─── Data lines ───
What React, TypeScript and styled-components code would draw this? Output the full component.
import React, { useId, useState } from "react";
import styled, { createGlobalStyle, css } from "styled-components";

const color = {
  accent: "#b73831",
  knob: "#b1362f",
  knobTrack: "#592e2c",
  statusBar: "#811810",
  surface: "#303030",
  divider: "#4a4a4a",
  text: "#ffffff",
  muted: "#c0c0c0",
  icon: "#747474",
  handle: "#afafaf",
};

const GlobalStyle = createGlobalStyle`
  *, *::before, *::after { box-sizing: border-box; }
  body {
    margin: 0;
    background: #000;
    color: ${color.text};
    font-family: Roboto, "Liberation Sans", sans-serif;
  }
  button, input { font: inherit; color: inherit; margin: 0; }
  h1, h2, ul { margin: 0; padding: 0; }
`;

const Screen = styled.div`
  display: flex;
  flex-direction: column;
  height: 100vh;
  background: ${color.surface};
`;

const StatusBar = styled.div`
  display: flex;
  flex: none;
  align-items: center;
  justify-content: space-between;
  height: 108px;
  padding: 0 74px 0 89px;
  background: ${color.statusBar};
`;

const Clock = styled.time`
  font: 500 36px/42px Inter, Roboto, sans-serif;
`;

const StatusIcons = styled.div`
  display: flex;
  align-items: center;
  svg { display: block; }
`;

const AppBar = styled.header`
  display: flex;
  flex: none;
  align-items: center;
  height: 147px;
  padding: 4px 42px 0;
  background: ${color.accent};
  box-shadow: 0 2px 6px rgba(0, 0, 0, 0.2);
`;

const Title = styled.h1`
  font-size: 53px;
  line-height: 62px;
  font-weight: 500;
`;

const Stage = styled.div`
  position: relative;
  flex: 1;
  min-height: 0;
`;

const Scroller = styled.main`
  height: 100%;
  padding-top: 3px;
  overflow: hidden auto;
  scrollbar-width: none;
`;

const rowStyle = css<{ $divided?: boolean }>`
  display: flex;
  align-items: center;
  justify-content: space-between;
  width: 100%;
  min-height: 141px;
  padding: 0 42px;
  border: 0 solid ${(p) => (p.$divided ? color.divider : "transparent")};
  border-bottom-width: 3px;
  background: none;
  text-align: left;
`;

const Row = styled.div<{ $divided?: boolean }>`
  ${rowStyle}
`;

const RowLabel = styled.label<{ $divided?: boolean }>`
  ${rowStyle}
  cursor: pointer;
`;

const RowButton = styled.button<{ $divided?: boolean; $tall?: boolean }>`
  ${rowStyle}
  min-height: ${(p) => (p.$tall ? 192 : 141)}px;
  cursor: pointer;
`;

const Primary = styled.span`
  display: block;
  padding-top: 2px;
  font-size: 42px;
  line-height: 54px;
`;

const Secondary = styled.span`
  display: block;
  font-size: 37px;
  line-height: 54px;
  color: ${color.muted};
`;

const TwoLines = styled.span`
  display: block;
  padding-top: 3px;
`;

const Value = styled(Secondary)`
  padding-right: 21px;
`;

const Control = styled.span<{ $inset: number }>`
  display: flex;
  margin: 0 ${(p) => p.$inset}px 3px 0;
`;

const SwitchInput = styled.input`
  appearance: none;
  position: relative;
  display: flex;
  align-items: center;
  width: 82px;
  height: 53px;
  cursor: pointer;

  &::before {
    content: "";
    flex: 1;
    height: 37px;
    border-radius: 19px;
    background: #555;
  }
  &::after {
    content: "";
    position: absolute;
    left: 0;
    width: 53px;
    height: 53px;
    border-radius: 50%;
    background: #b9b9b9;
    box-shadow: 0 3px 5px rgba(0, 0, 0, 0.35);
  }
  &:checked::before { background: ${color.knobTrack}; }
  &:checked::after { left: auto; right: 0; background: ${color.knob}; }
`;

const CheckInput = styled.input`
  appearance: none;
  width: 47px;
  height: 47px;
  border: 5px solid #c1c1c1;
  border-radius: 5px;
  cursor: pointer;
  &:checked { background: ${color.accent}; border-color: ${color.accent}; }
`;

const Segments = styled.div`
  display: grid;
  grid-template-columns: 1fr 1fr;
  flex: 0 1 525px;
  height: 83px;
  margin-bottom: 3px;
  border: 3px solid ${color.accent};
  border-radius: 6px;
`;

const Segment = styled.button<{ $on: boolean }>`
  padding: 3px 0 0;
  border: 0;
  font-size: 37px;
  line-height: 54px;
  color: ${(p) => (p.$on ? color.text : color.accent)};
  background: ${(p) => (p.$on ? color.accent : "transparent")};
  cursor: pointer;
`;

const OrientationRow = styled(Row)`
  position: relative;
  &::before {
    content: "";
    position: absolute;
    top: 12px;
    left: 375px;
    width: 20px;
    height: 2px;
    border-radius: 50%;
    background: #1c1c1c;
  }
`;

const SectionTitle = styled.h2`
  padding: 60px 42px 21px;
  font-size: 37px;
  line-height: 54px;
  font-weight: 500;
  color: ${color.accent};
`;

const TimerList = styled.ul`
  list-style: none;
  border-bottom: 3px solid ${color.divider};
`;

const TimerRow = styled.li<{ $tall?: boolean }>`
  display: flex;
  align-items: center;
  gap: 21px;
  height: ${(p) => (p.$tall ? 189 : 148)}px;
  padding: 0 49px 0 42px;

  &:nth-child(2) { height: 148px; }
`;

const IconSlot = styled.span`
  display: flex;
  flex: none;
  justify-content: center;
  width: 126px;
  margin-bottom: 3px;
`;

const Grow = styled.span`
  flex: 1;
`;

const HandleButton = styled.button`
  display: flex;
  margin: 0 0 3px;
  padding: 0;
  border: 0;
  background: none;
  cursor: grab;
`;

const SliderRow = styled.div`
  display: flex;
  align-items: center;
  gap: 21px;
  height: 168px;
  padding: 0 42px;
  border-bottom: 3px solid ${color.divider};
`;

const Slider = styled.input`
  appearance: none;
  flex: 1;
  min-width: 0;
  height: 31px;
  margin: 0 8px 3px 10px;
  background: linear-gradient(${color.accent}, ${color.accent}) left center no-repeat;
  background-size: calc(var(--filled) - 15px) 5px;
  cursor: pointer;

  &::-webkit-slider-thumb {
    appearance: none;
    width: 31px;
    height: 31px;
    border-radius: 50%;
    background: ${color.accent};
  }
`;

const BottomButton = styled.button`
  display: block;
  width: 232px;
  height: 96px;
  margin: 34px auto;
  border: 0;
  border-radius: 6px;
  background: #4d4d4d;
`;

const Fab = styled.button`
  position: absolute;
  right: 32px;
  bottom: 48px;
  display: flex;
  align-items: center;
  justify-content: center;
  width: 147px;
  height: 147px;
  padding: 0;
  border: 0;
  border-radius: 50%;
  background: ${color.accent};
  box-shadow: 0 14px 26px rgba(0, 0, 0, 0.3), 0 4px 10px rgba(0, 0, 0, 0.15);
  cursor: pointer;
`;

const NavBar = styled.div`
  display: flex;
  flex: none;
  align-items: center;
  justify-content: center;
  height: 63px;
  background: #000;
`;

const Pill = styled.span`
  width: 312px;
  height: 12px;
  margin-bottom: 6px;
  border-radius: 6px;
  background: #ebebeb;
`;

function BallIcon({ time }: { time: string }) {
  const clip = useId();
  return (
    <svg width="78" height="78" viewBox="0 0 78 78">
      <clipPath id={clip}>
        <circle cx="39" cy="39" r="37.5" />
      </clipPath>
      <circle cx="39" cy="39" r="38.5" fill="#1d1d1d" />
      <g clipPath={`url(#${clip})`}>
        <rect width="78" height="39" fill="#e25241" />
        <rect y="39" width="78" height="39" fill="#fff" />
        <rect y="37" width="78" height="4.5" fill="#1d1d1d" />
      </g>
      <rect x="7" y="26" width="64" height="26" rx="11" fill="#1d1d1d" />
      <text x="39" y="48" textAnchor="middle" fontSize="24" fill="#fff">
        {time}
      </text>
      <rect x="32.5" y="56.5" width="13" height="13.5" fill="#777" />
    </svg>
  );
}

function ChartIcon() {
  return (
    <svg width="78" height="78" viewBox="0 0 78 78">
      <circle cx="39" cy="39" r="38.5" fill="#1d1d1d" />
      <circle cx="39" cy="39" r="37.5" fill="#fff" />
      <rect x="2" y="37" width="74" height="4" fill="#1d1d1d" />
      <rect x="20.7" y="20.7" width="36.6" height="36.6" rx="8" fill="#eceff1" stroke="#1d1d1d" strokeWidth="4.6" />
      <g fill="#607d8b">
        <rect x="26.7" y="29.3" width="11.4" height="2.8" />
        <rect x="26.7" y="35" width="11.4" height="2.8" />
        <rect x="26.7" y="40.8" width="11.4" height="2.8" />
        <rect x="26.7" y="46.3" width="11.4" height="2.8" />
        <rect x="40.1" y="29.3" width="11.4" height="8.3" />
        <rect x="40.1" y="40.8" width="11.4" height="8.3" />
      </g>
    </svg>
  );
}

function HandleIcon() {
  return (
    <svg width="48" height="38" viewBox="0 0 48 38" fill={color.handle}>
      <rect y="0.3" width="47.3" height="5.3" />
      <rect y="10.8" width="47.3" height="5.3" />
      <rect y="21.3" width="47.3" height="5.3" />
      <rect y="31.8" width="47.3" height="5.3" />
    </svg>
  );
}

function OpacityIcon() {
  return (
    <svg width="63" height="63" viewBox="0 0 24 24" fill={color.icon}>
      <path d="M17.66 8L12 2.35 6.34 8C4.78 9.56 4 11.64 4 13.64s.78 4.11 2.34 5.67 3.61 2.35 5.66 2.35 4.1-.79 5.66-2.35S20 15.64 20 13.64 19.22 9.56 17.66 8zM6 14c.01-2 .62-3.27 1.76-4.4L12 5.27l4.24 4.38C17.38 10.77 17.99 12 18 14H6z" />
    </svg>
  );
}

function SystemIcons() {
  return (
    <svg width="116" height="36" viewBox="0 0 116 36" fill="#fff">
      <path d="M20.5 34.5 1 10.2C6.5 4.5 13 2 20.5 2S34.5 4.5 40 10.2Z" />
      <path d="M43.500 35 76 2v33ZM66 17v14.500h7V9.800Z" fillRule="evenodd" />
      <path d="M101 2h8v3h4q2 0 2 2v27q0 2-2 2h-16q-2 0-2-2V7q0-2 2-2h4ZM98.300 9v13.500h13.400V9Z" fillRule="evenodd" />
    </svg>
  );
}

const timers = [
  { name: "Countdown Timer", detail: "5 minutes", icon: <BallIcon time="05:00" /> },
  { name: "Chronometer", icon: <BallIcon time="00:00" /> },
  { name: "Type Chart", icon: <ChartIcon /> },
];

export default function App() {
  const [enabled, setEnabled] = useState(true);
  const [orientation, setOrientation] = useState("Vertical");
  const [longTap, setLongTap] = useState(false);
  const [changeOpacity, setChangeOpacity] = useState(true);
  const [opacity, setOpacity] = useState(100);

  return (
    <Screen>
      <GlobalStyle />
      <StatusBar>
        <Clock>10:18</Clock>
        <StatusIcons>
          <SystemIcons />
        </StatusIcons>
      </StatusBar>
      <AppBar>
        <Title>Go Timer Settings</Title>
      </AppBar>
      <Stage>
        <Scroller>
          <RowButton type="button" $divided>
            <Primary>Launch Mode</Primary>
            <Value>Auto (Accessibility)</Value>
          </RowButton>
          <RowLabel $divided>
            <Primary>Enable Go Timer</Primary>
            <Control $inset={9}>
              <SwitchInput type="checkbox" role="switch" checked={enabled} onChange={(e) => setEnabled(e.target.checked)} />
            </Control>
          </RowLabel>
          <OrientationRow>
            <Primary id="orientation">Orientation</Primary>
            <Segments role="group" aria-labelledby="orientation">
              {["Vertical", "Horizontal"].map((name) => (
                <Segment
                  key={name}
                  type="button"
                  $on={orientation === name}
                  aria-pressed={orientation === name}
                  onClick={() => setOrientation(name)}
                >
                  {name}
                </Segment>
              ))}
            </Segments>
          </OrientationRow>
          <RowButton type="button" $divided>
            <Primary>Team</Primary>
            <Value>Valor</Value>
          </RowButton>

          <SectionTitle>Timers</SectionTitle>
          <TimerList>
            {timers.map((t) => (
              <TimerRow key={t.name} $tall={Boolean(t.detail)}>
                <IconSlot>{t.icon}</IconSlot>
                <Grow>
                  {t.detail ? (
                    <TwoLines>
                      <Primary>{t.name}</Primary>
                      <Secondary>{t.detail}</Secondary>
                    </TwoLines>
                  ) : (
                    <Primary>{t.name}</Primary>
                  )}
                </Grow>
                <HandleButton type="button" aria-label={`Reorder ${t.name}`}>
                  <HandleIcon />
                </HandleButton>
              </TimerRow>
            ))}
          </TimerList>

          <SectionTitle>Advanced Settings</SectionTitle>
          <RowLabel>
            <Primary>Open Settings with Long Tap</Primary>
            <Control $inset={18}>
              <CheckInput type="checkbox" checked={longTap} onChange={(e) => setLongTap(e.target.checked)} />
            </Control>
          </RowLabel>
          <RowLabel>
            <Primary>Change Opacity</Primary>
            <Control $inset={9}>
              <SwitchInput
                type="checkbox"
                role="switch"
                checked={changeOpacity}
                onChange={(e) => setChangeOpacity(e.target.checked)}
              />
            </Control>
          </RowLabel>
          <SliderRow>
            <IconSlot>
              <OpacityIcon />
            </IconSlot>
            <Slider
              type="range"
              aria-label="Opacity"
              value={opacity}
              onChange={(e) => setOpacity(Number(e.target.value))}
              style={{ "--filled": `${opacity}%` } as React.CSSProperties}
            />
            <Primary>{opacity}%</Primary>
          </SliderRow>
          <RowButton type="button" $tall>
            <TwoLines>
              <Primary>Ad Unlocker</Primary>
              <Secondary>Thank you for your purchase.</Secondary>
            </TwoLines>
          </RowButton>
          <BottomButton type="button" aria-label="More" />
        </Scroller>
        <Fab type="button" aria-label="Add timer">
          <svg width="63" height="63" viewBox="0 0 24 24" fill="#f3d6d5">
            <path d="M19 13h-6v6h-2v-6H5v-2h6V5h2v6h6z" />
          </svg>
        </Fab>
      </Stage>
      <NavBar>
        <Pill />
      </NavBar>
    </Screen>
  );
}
───
## Stated problem
Gather up every line from the listing above in which the word "components" occurs.

## Solution to this problem
What React, TypeScript and styled-components code would draw this? Output the full component.
import styled, { createGlobalStyle, css } from "styled-components";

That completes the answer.